**What you have to do:** Reproduce verbatim the lines up to and including the one with "<h-title>Beste", starting from the first.

•••••

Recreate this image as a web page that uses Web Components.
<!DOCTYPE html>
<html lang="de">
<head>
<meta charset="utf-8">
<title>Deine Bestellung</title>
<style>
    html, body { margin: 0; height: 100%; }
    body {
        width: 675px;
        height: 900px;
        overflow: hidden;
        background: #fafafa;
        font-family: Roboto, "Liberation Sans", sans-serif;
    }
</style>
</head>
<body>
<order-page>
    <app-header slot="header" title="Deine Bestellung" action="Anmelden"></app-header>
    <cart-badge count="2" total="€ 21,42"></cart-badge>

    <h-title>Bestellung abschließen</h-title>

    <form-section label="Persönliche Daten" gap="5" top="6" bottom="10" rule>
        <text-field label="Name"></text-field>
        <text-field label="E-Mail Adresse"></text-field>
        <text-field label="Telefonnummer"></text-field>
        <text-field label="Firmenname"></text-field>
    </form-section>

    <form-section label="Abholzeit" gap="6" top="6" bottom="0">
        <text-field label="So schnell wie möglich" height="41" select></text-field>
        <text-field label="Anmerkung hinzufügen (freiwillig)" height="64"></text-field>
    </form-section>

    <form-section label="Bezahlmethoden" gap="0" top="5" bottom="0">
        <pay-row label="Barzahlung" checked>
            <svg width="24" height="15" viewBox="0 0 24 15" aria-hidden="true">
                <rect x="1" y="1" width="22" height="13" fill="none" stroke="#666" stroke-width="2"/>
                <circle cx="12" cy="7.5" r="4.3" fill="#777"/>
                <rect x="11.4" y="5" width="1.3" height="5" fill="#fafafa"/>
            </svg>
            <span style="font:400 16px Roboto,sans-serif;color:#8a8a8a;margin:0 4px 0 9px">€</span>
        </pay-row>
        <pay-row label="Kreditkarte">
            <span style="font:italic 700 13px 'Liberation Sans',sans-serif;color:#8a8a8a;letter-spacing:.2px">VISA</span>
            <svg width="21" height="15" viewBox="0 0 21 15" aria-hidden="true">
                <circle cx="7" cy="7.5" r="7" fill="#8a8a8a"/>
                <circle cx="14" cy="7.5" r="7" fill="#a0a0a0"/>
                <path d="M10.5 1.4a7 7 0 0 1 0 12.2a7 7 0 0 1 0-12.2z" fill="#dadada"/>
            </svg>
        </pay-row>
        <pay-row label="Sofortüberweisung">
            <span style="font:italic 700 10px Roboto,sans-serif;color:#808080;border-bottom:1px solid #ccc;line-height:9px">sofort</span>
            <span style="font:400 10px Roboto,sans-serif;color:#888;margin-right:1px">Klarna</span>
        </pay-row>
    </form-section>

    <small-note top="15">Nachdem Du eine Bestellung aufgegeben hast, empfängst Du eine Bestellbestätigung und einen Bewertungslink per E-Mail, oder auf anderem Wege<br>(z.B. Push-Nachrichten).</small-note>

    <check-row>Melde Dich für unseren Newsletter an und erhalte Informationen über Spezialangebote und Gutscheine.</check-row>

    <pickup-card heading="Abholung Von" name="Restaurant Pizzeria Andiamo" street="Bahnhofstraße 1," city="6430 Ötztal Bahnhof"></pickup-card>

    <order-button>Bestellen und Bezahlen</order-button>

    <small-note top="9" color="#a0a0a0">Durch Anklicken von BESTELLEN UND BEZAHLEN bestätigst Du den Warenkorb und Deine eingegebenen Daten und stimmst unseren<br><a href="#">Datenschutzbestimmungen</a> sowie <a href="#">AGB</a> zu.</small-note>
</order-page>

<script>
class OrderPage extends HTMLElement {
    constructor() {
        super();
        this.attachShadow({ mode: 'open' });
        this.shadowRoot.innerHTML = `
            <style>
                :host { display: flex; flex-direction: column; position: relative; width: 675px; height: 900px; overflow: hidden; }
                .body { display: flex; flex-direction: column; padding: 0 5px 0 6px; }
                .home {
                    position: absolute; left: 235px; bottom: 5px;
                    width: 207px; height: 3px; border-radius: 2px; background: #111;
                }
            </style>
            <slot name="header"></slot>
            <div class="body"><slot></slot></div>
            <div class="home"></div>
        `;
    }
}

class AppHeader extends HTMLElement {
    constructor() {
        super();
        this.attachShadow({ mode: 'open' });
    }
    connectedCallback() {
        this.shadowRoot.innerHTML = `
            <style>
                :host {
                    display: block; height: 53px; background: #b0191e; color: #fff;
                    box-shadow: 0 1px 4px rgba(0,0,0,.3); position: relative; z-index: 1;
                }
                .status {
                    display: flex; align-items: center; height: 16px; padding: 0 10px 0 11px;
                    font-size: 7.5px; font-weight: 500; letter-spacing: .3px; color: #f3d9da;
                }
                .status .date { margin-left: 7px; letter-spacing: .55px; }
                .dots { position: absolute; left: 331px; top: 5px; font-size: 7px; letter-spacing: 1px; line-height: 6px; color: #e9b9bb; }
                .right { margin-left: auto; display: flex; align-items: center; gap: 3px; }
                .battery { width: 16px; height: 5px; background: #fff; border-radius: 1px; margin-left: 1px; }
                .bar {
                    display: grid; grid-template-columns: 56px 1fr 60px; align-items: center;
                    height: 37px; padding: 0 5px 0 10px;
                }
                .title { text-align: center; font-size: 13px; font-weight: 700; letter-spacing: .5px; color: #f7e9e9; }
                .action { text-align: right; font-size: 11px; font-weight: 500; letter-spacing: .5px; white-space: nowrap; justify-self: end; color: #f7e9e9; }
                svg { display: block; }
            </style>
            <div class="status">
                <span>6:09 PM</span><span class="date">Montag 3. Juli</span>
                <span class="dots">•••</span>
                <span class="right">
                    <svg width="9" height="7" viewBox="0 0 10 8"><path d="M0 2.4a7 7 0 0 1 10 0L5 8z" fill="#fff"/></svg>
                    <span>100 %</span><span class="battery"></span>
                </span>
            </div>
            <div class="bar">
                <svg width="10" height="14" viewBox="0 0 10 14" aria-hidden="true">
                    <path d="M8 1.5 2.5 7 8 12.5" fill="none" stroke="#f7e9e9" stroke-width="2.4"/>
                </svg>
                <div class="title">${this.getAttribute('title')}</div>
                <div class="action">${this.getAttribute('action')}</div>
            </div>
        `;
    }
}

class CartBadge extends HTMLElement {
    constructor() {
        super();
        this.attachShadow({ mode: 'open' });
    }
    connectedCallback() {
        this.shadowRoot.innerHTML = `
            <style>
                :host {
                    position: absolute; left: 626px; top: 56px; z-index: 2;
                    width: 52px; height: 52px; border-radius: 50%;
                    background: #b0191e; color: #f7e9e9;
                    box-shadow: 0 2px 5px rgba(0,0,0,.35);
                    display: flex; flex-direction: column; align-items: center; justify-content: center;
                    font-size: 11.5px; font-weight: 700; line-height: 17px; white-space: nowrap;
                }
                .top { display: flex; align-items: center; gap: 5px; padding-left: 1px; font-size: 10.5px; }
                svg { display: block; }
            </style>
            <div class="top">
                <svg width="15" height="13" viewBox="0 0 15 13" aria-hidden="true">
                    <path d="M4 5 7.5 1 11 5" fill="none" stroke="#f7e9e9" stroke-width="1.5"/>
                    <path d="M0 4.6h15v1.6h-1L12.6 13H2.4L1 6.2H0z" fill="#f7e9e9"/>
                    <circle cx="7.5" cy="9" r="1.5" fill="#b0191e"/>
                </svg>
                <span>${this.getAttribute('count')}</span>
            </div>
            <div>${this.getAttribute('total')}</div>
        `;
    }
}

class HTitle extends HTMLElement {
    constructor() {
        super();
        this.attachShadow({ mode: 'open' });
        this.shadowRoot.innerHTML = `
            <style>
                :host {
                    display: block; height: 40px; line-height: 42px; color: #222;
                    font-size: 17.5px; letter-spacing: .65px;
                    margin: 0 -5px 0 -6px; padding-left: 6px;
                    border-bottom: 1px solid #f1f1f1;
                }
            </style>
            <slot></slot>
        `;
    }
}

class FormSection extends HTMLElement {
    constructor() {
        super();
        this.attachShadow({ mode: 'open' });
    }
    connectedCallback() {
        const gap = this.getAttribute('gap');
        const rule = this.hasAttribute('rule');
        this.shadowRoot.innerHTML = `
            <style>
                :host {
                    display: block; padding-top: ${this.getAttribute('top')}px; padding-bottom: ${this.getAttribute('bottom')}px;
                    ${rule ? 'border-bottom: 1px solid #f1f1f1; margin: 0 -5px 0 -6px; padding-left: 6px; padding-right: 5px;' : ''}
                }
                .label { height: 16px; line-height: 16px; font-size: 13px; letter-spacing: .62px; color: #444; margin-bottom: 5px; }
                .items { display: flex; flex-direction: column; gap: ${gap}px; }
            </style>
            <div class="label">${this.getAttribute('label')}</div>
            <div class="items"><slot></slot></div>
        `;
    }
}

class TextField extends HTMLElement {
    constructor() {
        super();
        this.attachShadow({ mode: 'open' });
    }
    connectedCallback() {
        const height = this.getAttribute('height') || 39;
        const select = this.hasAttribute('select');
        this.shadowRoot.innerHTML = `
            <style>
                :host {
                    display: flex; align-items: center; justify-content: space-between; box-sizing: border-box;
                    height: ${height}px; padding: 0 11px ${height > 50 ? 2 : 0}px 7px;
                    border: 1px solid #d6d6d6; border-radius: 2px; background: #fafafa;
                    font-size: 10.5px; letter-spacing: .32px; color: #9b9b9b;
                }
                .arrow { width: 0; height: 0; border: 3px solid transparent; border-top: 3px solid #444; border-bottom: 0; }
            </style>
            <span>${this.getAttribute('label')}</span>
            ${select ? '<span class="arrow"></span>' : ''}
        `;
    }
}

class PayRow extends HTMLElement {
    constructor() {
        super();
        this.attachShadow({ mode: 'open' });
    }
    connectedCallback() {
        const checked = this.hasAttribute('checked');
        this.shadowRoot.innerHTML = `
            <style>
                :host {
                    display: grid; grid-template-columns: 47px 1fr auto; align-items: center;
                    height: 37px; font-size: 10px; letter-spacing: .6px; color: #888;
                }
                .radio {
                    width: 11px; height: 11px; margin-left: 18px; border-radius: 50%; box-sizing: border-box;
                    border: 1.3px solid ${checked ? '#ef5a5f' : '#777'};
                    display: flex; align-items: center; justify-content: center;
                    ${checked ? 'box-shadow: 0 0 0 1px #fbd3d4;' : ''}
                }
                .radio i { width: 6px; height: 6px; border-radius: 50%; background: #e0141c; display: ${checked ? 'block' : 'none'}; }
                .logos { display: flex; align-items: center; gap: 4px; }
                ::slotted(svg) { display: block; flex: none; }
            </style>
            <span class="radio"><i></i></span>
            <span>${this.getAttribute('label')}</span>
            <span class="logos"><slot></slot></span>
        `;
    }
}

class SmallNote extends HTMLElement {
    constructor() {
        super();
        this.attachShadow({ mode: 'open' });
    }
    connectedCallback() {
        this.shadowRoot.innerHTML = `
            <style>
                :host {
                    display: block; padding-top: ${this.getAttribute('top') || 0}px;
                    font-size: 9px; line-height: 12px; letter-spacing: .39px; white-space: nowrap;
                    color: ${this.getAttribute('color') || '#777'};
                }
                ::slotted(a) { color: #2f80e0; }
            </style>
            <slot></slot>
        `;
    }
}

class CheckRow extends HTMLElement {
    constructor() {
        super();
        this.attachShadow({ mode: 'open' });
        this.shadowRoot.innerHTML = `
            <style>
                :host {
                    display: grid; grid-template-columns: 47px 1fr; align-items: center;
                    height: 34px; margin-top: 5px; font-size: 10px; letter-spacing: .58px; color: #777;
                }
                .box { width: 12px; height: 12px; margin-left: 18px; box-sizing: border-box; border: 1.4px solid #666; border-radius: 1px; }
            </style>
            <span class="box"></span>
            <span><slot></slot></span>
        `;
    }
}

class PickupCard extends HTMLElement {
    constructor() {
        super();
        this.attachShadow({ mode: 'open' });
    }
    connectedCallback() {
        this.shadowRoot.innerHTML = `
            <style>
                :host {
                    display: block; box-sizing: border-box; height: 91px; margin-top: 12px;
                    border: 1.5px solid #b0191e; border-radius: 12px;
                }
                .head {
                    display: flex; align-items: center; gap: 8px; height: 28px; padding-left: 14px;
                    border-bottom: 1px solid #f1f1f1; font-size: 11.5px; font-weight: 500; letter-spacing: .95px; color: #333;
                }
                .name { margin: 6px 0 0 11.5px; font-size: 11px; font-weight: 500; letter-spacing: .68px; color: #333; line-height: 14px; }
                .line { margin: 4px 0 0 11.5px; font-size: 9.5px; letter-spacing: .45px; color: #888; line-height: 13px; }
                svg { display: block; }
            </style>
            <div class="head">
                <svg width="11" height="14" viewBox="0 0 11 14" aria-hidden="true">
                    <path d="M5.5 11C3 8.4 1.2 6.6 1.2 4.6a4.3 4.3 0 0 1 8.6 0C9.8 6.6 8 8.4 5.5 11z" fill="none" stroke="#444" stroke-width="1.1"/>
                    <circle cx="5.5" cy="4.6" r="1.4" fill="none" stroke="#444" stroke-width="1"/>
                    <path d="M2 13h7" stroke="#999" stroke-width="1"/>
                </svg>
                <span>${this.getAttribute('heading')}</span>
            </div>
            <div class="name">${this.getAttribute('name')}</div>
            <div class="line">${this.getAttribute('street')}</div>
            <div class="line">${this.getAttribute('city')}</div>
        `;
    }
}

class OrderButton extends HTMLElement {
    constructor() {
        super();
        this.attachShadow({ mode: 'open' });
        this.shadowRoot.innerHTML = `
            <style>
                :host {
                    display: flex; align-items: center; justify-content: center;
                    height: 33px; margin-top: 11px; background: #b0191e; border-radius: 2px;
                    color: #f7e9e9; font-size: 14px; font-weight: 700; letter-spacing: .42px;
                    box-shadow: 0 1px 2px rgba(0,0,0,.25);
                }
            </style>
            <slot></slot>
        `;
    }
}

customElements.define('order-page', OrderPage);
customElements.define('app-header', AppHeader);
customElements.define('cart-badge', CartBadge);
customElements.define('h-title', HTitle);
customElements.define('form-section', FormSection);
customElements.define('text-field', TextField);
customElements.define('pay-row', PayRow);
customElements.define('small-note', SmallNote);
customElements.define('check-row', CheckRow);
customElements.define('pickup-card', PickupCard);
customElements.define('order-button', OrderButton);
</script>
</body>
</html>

•••••

**Task result:**
Recreate this image as a web page that uses Web Components.
<!DOCTYPE html>
<html lang="de">
<head>
<meta charset="utf-8">
<title>Deine Bestellung</title>
<style>
    html, body { margin: 0; height: 100%; }
    body {
        width: 675px;
        height: 900px;
        overflow: hidden;
        background: #fafafa;
        font-family: Roboto, "Liberation Sans", sans-serif;
    }
</style>
</head>
<body>
<order-page>
    <app-header slot="header" title="Deine Bestellung" action="Anmelden"></app-header>
    <cart-badge count="2" total="€ 21,42"></cart-badge>

    <h-title>Bestellung abschließen</h-title>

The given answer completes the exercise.